The Bell Public House Hockliffe
The Bell, Hockliffe by George Arnald [Z693/1]
The first known mention of the Bell public house dates from 1772 [HER6644]. It stood on the eastern side of Watling Street at the very southerly end of the village on the site occupied in the early 21st century by a McDonald's drive-thru restaurant. This was part of the area originally in the parish of Chalgrave which was transferred to Hockliffe in 1929. When revisiting the scenes of his youth the artist George Arnald painted a sepia watercolour of the Bell in Hockliffe which he describes in an accompanying poem as the Blue Bell. Whether he is referring to this Bell or another public house with a similar name is impossible to establish from the picture as no other pictures of the Bell are known to exist.

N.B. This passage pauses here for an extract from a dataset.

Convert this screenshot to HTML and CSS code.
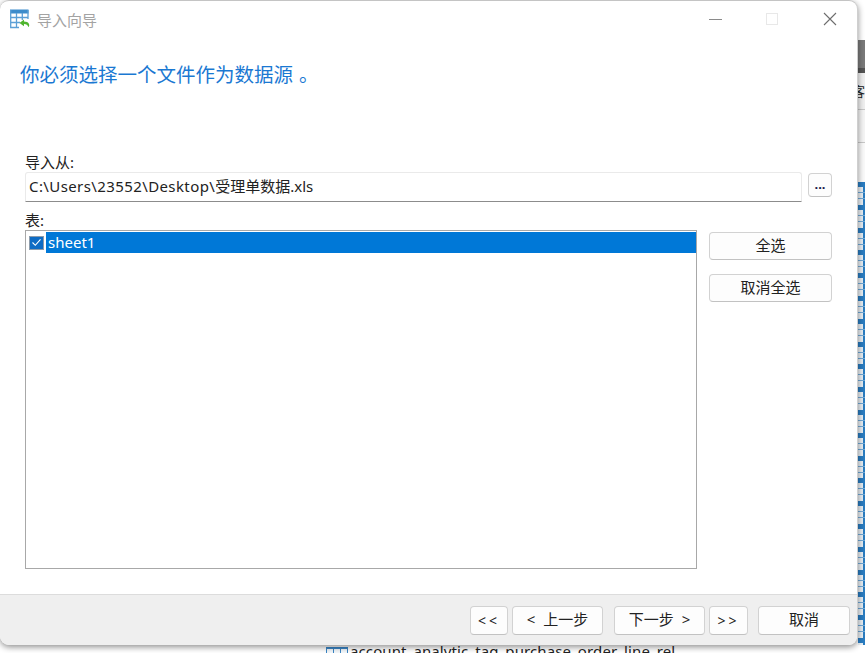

In 1843 the Bell at Hockliffe was one of 43 inns, public houses and beer shops pub up for sale with the Dunstable Brewery. At this time it consisted of a bar, a parlour (part divided off as a butcher's shop), a tap room, a washhouse, a cellar, six bedrooms; a tenement of two rooms forming part of the public house was sub-let by the tenant; there was a yard in front with a brick and slate four stall stable, another five stall stable, a loose box, a wood barn, a yard and and a water pump. There was also a garden, a drying ground and meadow land containing together 1 acre, 2 roods. The Bell was in the occupation of Charles Inwards at an annual rent of £15[BH409]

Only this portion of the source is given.